O valor a ser devolvido é de fato vultoso, mas a devolução poderia ser feita por meio de uma pequena redução mensal nas contas de luz até que se alcançasse o valor total a ressarcir. Aventou-se também a constituição de um fundo, para o qual contribuiriam tanto as concessionárias como o governo. Os recursos depositados seriam utilizados no ressarcimento dos valores pagos a mais pelos consumidores.

A diretoria da Aneel, porém, não buscou uma solução justa. O diretor Edvaldo Santana afirmou que, se fossem alterados os contratos entre a agência e as concessionárias para corrigir a fórmula de reajuste adotada de 2002 a 2009, as tarifas de energia "poderiam dar um salto".

Fique claro, em primeiro lugar, que não há quebra de contratos quando há um erro em seu cumprimento. Os contratos firmados entre a União e as concessionárias devem ser cumpridos à risca e, se houver equívoco na forma de cálculo da cobrança de tarifas por parte do órgão regulador, há que proceder à devolução do excesso cobrado. Não fazê-lo é que significa quebra de contrato.

É absurdo também imaginar que, para ressarcir os consumidores, as concessionárias, que já contabilizaram como receita os valores pagos a mais, teriam de aumentar as tarifas mais do que já se prevê em reajustes periódicos. Ou seja, para devolver ao consumidor o que dele foi cobrado a mais, as distribuidoras cobrariam ainda mais do consumidor...

O diretor da Aneel, Nelson Hubner, chega a dizer que não houve erro na fórmula, embora a própria agência tenha tomado a iniciativa de corrigi-la a partir de 2009. Como se não bastasse, diversas concessionárias, em audiências na CPI sobre tarifas de energia elétrica, em outubro de 2009, reconheceram que os reajustes feitos durante sete anos foram irregulares, o que foi confirmado pelo Tribunal de Contas da União. Os dirigentes das concessionárias, porém, ressalvaram que, embora dispostos a rever as tarifas, não o fariam por iniciativa própria, o que representaria, a seu ver, a admissão de que o erro seria de sua responsabilidade - e não da Aneel.

Insatisfeitos com a decisão da Aneel, que o relator da CPI, deputado Alexandre Santos (PMDB-RJ) classificou de "uma total falta de vergonha", os deputados que defenderam a restituição vão tentar a reparação por decreto legislativo ou por ações no Judiciário.

A questão é complexa, uma vez que sobre as contas de luz pesam tributos ou contribuições federais (PIS/Pasep) e Confins e, principalmente, um imposto estadual (ICMS).
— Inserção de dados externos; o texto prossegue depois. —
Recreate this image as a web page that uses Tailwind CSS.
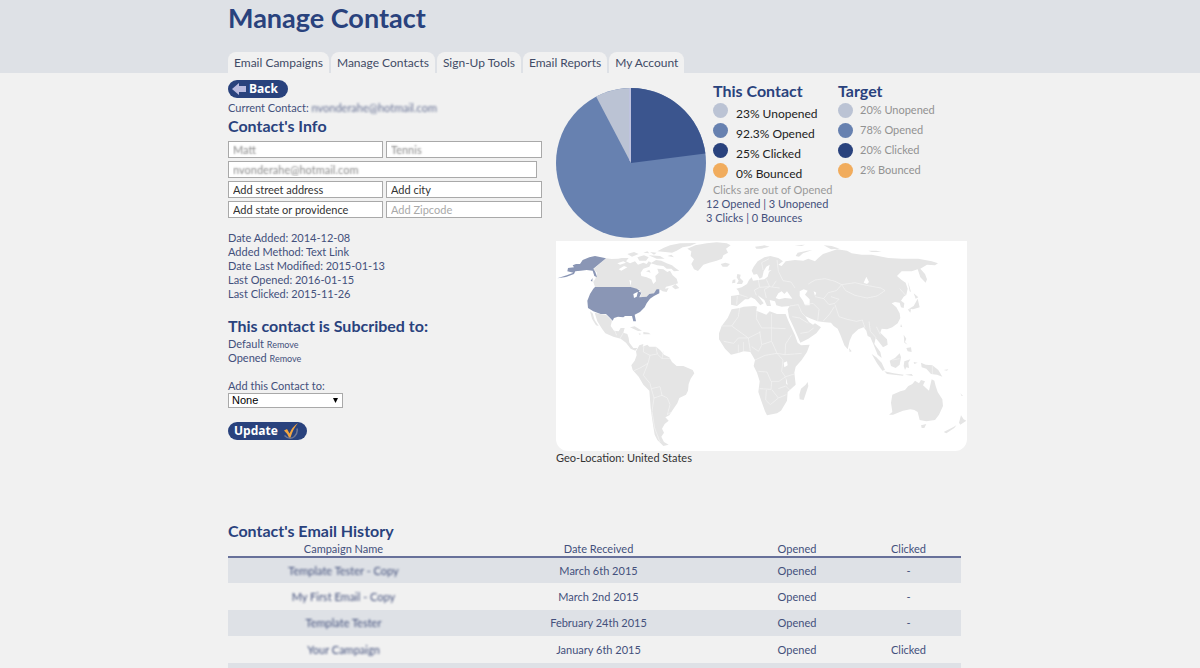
<!DOCTYPE html>
<html lang="en">
<head>
    <meta charset="UTF-8">
    <meta name="viewport" content="width=device-width, initial-scale=1.0">
    <title>Manage Contact</title>
    <script src="https://cdn.jsdelivr.net/npm/@tailwindcss/browser@4"></script>
</head>
<body class="bg-[#f1f1f1] font-['Lato',sans-serif] text-[11px] leading-[14px] text-[#43507c]">
    <header class="bg-[#dee1e6]">
        <div class="max-w-[744px] mx-auto">
            <h1 class="pt-0.5 pb-[18px] text-[27px] leading-8 font-bold text-[#29427d]">Manage Contact</h1>
            <nav class="flex gap-0.5 text-xs text-[#414b66]">
                <a href="#" class="bg-[#f1f1f1] rounded-t-lg px-1.5 h-[21px] leading-[22px]">Email Campaigns</a>
                <a href="#" class="bg-[#f1f1f1] rounded-t-lg px-1.5 h-[21px] leading-[22px]">Manage Contacts</a>
                <a href="#" class="bg-[#f1f1f1] rounded-t-lg px-1.5 h-[21px] leading-[22px]">Sign-Up Tools</a>
                <a href="#" class="bg-[#f1f1f1] rounded-t-lg px-1.5 h-[21px] leading-[22px]">Email Reports</a>
                <a href="#" class="bg-[#f1f1f1] rounded-t-lg px-1.5 h-[21px] leading-[22px]">My Account</a>
            </nav>
        </div>
    </header>

    <main class="max-w-[744px] mx-auto">
        <div class="flex">
            <!-- contact form -->
            <form class="w-[328px] shrink-0 pt-[7px]">
                <button type="button" class="flex items-center gap-[3px] h-[18px] w-[60px] pl-1 rounded-full bg-[#29427d] text-white font-['Open_Sans',sans-serif] font-bold text-xs leading-[18px]">
                    <svg class="w-3.5 h-3" viewBox="0 0 14 12"><path fill="#b9badf" d="M0 6 7 0v3h7v6H7v3z"/></svg>
                    Back
                </button>
                <p class="mt-[3px]">Current Contact: <span class="blur-[1px] opacity-80">nvonderahe@hotmail.com</span></p>
                <h2 class="mt-px text-base leading-5 font-bold text-[#29427d]">Contact's Info</h2>
                <div class="mt-[5px] grid grid-cols-[155px_156px] gap-x-[3px] gap-y-[3px] text-[#333]">
                    <input type="text" aria-label="First name" value="Matt" class="h-[17px] px-1 bg-white border border-[#a9a9a9] text-transparent text-shadow-[0_0_2px_#888]">
                    <input type="text" aria-label="Last name" value="Tennis" class="h-[17px] px-1 bg-white border border-[#a9a9a9] text-transparent text-shadow-[0_0_2px_#888]">
                    <input type="email" aria-label="Email" value="nvonderahe@hotmail.com" class="col-span-2 mr-[5px] h-[17px] px-1 bg-white border border-[#a9a9a9] text-transparent text-shadow-[0_0_2px_#888]">
                    <input type="text" aria-label="Street address" value="Add street address" class="h-[17px] px-1 bg-white border border-[#a9a9a9]">
                    <input type="text" aria-label="City" value="Add city" class="h-[17px] px-1 bg-white border border-[#a9a9a9]">
                    <input type="text" aria-label="State" value="Add state or providence" class="h-[17px] px-1 bg-white border border-[#a9a9a9]">
                    <input type="text" aria-label="Zipcode" placeholder="Add Zipcode" class="h-[17px] px-1 bg-white border border-[#a9a9a9] placeholder:text-[#a9a9a9]">
                </div>
                <div class="mt-[13px]">
                    <p>Date Added: 2014-12-08</p>
                    <p>Added Method: Text Link</p>
                    <p>Date Last Modified: 2015-01-13</p>
                    <p>Last Opened: 2016-01-15</p>
                    <p>Last Clicked: 2015-11-26</p>
                </div>
                <h2 class="mt-[15px] mb-px text-base leading-5 font-bold text-[#29427d]">This contact is Subcribed to:</h2>
                <p>Default <a href="#" class="text-[9px] leading-none">Remove</a></p>
                <p>Opened <a href="#" class="text-[9px] leading-none">Remove</a></p>
                <label for="list" class="block mt-3.5">Add this Contact to:</label>
                <div class="relative w-[115px]">
                    <select id="list" class="block w-full h-[15px] px-[3px] appearance-none bg-white border border-[#a9a9a9] text-black font-['Liberation_Sans',sans-serif] text-[11px] leading-[13px]">
                        <option>None</option>
                    </select>
                    <svg class="absolute right-1 top-[5px] w-[7px] h-[5px] pointer-events-none" viewBox="0 0 7 5"><path d="M1 0h5L3.500 5z"/></svg>
                </div>
                <button type="submit" class="mt-3.5 flex items-center gap-[5px] h-[18px] w-[79px] pl-1.5 rounded-full bg-[#29427d] text-white font-['Open_Sans',sans-serif] font-bold text-xs leading-[18px]">
                    Update
                    <svg class="w-4 h-[18px]" viewBox="0 0 16 18" fill="none"><path stroke="#6f7794" stroke-width="1.500" d="M1.500 13.500q5 5 10 1 3.500-3.500 2.500-8"/><path fill="#f2a541" d="M1 8.500 4 7l2.500 4.500Q9 5 15 1 10 7 7.500 15.500H6Q4 11 1 8.500z"/></svg>
                </button>
            </form>

            <!-- stats and map -->
            <section class="grow">
                <div class="flex pt-2">
                    <svg class="mt-[7px] w-[150px] h-[150px] shrink-0" viewBox="-75 -75 150 150">
                        <circle r="75" fill="#6781b0"/>
                        <path fill="#3b558e" d="M0 0V-75A75 75 0 0 1 74.400-9.400z"/>
                        <path fill="#bbc3d4" d="M0 0-34.900-66.400A75 75 0 0 1 0-75z"/>
                        <path stroke="#c3c3ea" stroke-width="1" d="M-1-75V-2"/>
                    </svg>
                    <div class="w-[126px]">
                        <h2 class="pl-[7px] text-base leading-5 font-bold text-[#29427d]">This Contact</h2>
                        <ul class="mt-0.5 pl-[7px] text-xs text-[#222]">
                            <li class="flex gap-2 h-5"><span class="size-[15px] rounded-full bg-[#bbc3d4]"></span><span class="pt-[3px]">23% Unopened</span></li>
                            <li class="flex gap-2 h-5"><span class="size-[15px] rounded-full bg-[#6781b0]"></span><span class="pt-[3px]">92.3% Opened</span></li>
                            <li class="flex gap-2 h-5"><span class="size-[15px] rounded-full bg-[#29427d]"></span><span class="pt-[3px]">25% Clicked</span></li>
                            <li class="flex gap-2 h-5"><span class="size-[15px] rounded-full bg-[#f1ac5d]"></span><span class="pt-[3px]">0% Bounced</span></li>
                        </ul>
                        <p class="pl-[7px] whitespace-nowrap text-[#999]">Clicks are out of Opened</p>
                        <p>12 Opened | 3 Unopened</p>
                        <p>3 Clicks | 0 Bounces</p>
                    </div>
                    <div class="pl-1.5">
                        <h2 class="text-base leading-5 font-bold text-[#29427d]">Target</h2>
                        <ul class="mt-0.5 text-[#929292]">
                            <li class="flex gap-[7px] h-5"><span class="size-[15px] rounded-full bg-[#bbc3d4]"></span>20% Unopened</li>
                            <li class="flex gap-[7px] h-5"><span class="size-[15px] rounded-full bg-[#6781b0]"></span>78% Opened</li>
                            <li class="flex gap-[7px] h-5"><span class="size-[15px] rounded-full bg-[#29427d]"></span>20% Clicked</li>
                            <li class="flex gap-[7px] h-5"><span class="size-[15px] rounded-full bg-[#f1ac5d]"></span>2% Bounced</li>
                        </ul>
                    </div>
                </div>
                <div class="mt-[3px] mr-[5px] bg-white rounded-b-xl overflow-hidden">
                    <svg class="block w-full" viewBox="18 9 1233 630" fill="#e5e5e5">
                        <!-- Canada -->
                        <path d="M168 61 185 63 205 62 215 60 236 60 228 70 240 76 255 70 264 80 280 74 290 78 296 70 304 74 298 86 280 92 272 104 274 114 290 118 304 124 310 138 318 130 316 114 326 104 322 92 340 94 352 102 360 98 368 112 380 122 384 136 366 142 348 146 345 152 356 150 350 162 338 160 328 154 312 166 290 176 270 178 275 165 262 156 242 147 135 147 130 132 136 122 141 104 130 94z"/>
                        <path d="M302 76 318 66 334 68 350 76 366 82 376 90 388 98 372 100 364 92 350 92 340 84 322 82zM322 40 340 30 360 22 390 16 440 15 420 24 398 28 380 38 366 44 346 42zM262 58 282 52 296 58 288 68 268 68zM232 48 252 42 266 48 246 56zM296 52 330 54 344 62 320 62zM300 42 320 44 312 50zM280 44 292 40 298 46zM352 54 364 50 372 58zM366 146 376 138 388 150 376 154zM288 100 298 96 302 104zM128 122 124 132 130 130zM136 134 148 144 140 142z"/>
                        <path fill="#fff" d="M202 76 220 70 228 74 210 80zM206 94 222 84 232 88 214 98zM238 126 244 128 242 144zM254 152 272 156 268 164z"/>
                        <!-- Greenland, Iceland, Britain -->
                        <path d="M424 40 412 32 436 22 470 16 500 13 530 16 542 22 528 32 534 44 520 52 516 62 500 68 478 74 460 80 452 90 444 99 432 94 424 78 432 64 422 54zM512 78 526 74 540 78 532 86 518 86zM562 108 572 110 570 120 580 130 576 138 560 138 566 128 560 118zM548 126 556 124 556 134 546 136z"/>
                        <!-- Central and South America -->
                        <path d="M134 224 150 228 168 230 178 240 186 248 182 264 192 278 206 280 212 270 224 270 220 284 232 288 236 300 238 314 250 330 262 330 256 338 242 332 228 314 212 302 190 296 166 286 156 272 142 250zM120 220 128 226 134 246 146 264 138 262 126 242zM240 268 254 265 276 278 264 279zM280 282 296 284 302 289 280 289zM266 286 274 288 268 290z"/>
                        <path d="M258 340 268 322 280 318 278 326 292 320 298 326 318 326 330 336 342 350 358 358 366 372 380 384 400 384 428 396 433 406 422 422 416 438 414 458 408 470 388 480 382 496 368 516 358 532 346 538 356 548 344 558 336 572 342 584 334 596 342 612 356 620 340 624 322 606 314 590 310 566 306 540 302 510 298 458 280 440 266 416 248 396 244 382 254 368 260 352z"/>
                        <g transform="translate(615)">
                            <!-- Eurasia -->
                            <path d="M-72 174-46 170-50 158-56 152-40 148-24 138-18 126-10 118-6 128 10 126 28 124 38 116 42 102 50 96 40 98 44 80 34 86 26 100 22 118 14 122 6 108-4 110-10 98-4 86 8 70 28 58 46 54 70 60 84 70 70 80 80 84 92 70 120 66 145 68 160 62 180 70 190 60 204 48 222 42 246 34 276 38 290 46 320 50 350 50 400 60 440 62 490 62 530 70 549 76 540 82 516 80 496 92 510 108 516 124 512 134 496 118 488 94 470 100 440 100 426 114 440 126 452 134 458 152 454 170 446 176 438 188 448 196 446 210 438 208 434 194 420 192 410 196 424 208 434 226 436 240 428 256 412 268 396 274 380 272 376 284 396 304 398 320 384 328 372 312 362 300 358 318 376 342 380 360 368 350 354 316 346 298 338 294 334 278 326 268 310 274 292 290 284 308 278 334 268 322 256 290 248 272 236 264 228 254 204 252 188 250 168 242 150 234 162 252 174 260 180 256 198 268 184 286 160 302 136 314 130 300 116 268 102 238 98 214 104 204 80 206 64 202 60 190 44 186 48 204 36 204 28 186 8 172 26 196 16 202 0 184-12 178-20 184-30 184-44 196-54 204-72 200z"/>
                            <path fill="#fff" d="M62 180 70 166 80 160 88 168 96 160 106 174 112 182 90 180 72 184zM134 160 146 154 158 158 150 170 164 184 164 202 150 202 144 188 134 174zM176 160 184 164 180 174zM326 134 334 116 342 132 336 138z"/>
                            <!-- Africa and Madagascar -->
                            <path d="M-46 210-34 206-2 204 6 206 4 218 34 230 44 220 66 228 92 228 98 244 108 266 120 292 128 314 138 322 164 320 156 342 140 366 122 386 118 404 122 440 98 462 96 488 78 518 66 526 36 532 30 520 20 492 10 462 14 430 6 404-4 384 0 366-14 342-34 340-48 344-72 350-90 332-108 304-108 286-100 264-82 240-70 214zM134 484 133 470 138 452 152 440 158 432 160 444 146 486z"/>
                            <path fill="#fff" d="M86 374 96 370 98 382 88 388zM92 416 98 440 94 438z"/>
                            <!-- islands of Asia -->
                            <path d="M350 348 364 358 380 374 390 396 382 398 366 376zM388 400 416 406 446 410 444 413 396 408zM404 368 420 360 434 346 438 358 434 380 422 390 408 384zM448 370 466 364 460 374 462 390 454 388 450 396 446 384zM446 290 454 302 450 312 458 320 448 314zM454 330 468 328 470 342 458 340zM498 374 512 380 532 382 550 396 562 416 546 410 528 408 514 392 500 388zM282 330 290 340 284 342zM438 258 442 268 436 266zM458 130 464 148 468 162 464 160zM476 166 490 178 482 182zM488 182 494 208 474 214 462 212 476 204zM458 214 468 214 466 224zM450 410 470 408 474 414zM476 372 488 374 478 378zM566 396 580 394 576 398z"/>
                            <!-- Australia and New Zealand -->
                            <path d="M412 470 436 460 450 456 460 444 472 438 480 428 492 436 498 426 510 430 504 442 522 458 530 424 538 428 542 444 548 462 562 484 564 504 552 530 540 546 514 550 494 546 488 522 478 516 466 514 444 518 414 530 402 530 412 522 408 494zM498 562 514 558 508 570 500 570zM566 582 594 568 604 562 598 570 574 586zM618 532 626 544 634 548 616 560 612 554zM616 466 624 474 620 474z"/>
                            <!-- northern islands -->
                            <path d="M122 54 128 44 156 38 172 36 144 46 132 56zM0 26 28 22 44 26 20 32 4 32zM206 22 230 24 254 32 228 34zM340 38 364 38 380 42 350 42zM118 22 150 20 140 24z"/>
                            <!-- borders -->
                            <path fill="none" stroke="#f4f4f4" stroke-width="2" d="M260 140 300 134 334 142 378 150 390 158 366 174 336 180 300 172 272 158zM160 138 180 126 210 122 240 130 260 140 244 158 220 164 206 182 180 176M120 150 108 132 84 128 70 100 66 66M206 182 222 200 240 196 252 184 228 176M240 200 252 236 276 244 304 250 322 246 330 270M188 250 192 214 174 196 150 200M204 250 224 228 238 206M104 204 130 200 140 224 150 234M112 236 134 240 160 256M136 286 160 282 176 270M342 250 346 280 364 300M364 266 376 290M10 126 14 148-2 156 4 172M34 124 44 146 28 154 34 180M14 148 44 146 74 150M-46 170-22 178M64 128 52 146M24 96 20 74 42 62M434 152 452 172"/>
                            <path fill="none" stroke="#f4f4f4" stroke-width="2" d="M6 218 4 242 20 270 50 270 92 272M50 228 50 310 20 320 14 280M-100 264-70 264-50 236-46 210M-70 264-20 300 16 282M-94 310-64 316-50 300-20 300-14 340M-50 320-50 344M-34 340-34 312M-10 326 10 340 20 322M50 310 66 346 90 350 92 318 110 290M90 350 118 348 140 346M0 366 30 352 66 346M66 346 84 366 80 400 92 418M10 400 36 402 48 430 72 430 92 416 118 408M14 452 48 454 50 430M34 456 32 486 46 500 70 480 94 470M70 452 92 444 104 456M50 454 70 480M532 382 532 408M412 366 434 362"/>
                        </g>
                        <path fill="none" stroke="#f4f4f4" stroke-width="2" d="M282 320 280 342 300 352 294 376 270 390 252 398M300 352 322 348 336 362 360 362M318 328 322 348M340 340 336 362M294 376 280 412 300 436 304 452 330 446 336 472 352 480 360 500 352 530M304 452 312 480 306 520 314 570 330 612M312 480 336 472M352 530 364 522M194 278 200 292M220 284 210 302M562 174 560 200"/>
                        <!-- United States -->
                        <path fill="#8a96b5" d="M135 147 242 147 260 152 270 158 250 168 252 180 260 176 264 160 274 164 268 178 290 176 298 168 312 166 320 154 328 154 328 166 312 174 300 182 290 196 284 208 270 222 254 230 258 250 250 250 246 234 225 234 220 238 204 236 192 240 188 248 178 238 168 228 152 228 130 220 114 210 112 188 120 168 130 152zM22 121 50 112 70 104 52 100 54 90 72 88 68 82 78 78 90 78 98 66 118 58 135 54 168 61 130 92 136 102 141 118 133 114 128 98 110 96 92 98 76 100 72 108 48 117zM122 128 128 120 126 130z"/>
                    </svg>
                </div>
                <p class="text-[#333]">Geo-Location: United States</p>
            </section>
        </div>

        <section class="pt-14 mr-[11px]">
            <h2 class="text-base leading-5 font-bold text-[#29427d]">Contact's Email History</h2>
            <table class="w-full table-fixed border-collapse text-center">
                <colgroup>
                    <col class="w-[231px]">
                    <col>
                    <col class="w-[118px]">
                    <col class="w-[105px]">
                </colgroup>
                <thead>
                    <tr class="h-4 border-b-2 border-[#68719a]">
                        <th class="p-0 font-normal">Campaign Name</th>
                        <th class="p-0 font-normal">Date Received</th>
                        <th class="p-0 font-normal">Opened</th>
                        <th class="p-0 font-normal">Clicked</th>
                    </tr>
                </thead>
                <tbody>
                    <tr class="h-[26px] bg-[#dee1e6]">
                        <td class="p-0"><span class="blur-[1px]">Template Tester - Copy</span></td>
                        <td class="p-0">March 6th 2015</td>
                        <td class="p-0">Opened</td>
                        <td class="p-0">-</td>
                    </tr>
                    <tr class="h-[27px]">
                        <td class="p-0"><span class="blur-[1px]">My First Email - Copy</span></td>
                        <td class="p-0">March 2nd 2015</td>
                        <td class="p-0">Opened</td>
                        <td class="p-0">-</td>
                    </tr>
                    <tr class="h-[26px] bg-[#dee1e6]">
                        <td class="p-0"><span class="blur-[1px]">Template Tester</span></td>
                        <td class="p-0">February 24th 2015</td>
                        <td class="p-0">Opened</td>
                        <td class="p-0">-</td>
                    </tr>
                    <tr class="h-[27px]">
                        <td class="p-0"><span class="blur-[1px]">Your Campaign</span></td>
                        <td class="p-0">January 6th 2015</td>
                        <td class="p-0">Opened</td>
                        <td class="p-0">Clicked</td>
                    </tr>
                    <tr class="h-[26px] bg-[#dee1e6]">
                        <td class="p-0" colspan="4"></td>
                    </tr>
                </tbody>
            </table>
        </section>
    </main>
</body>
</html>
Os governos federal e dos Estados, portanto, também se beneficiaram do erro e deveriam devolver essa parte dos tributos aos contribuintes. Como a União e a maioria dos Estados veem-se às voltas com problemas fiscais, seria muito difícil, nesse momento, que o poder público se dispusesse a indenizar os contribuintes lesados.

Assim, a arrogância da Aneel e a sovinice tributária dos governos tendem a prevalecer sobre os interesses legítimos dos consumidores. Para as pessoas físicas e empresas que pagaram elevadas contas de luz - as tarifas brasileiras estão entre as mais altas do mundo -, o dinheiro surripiado por "erro na metodologia" pode ser considerado perdido para sempre.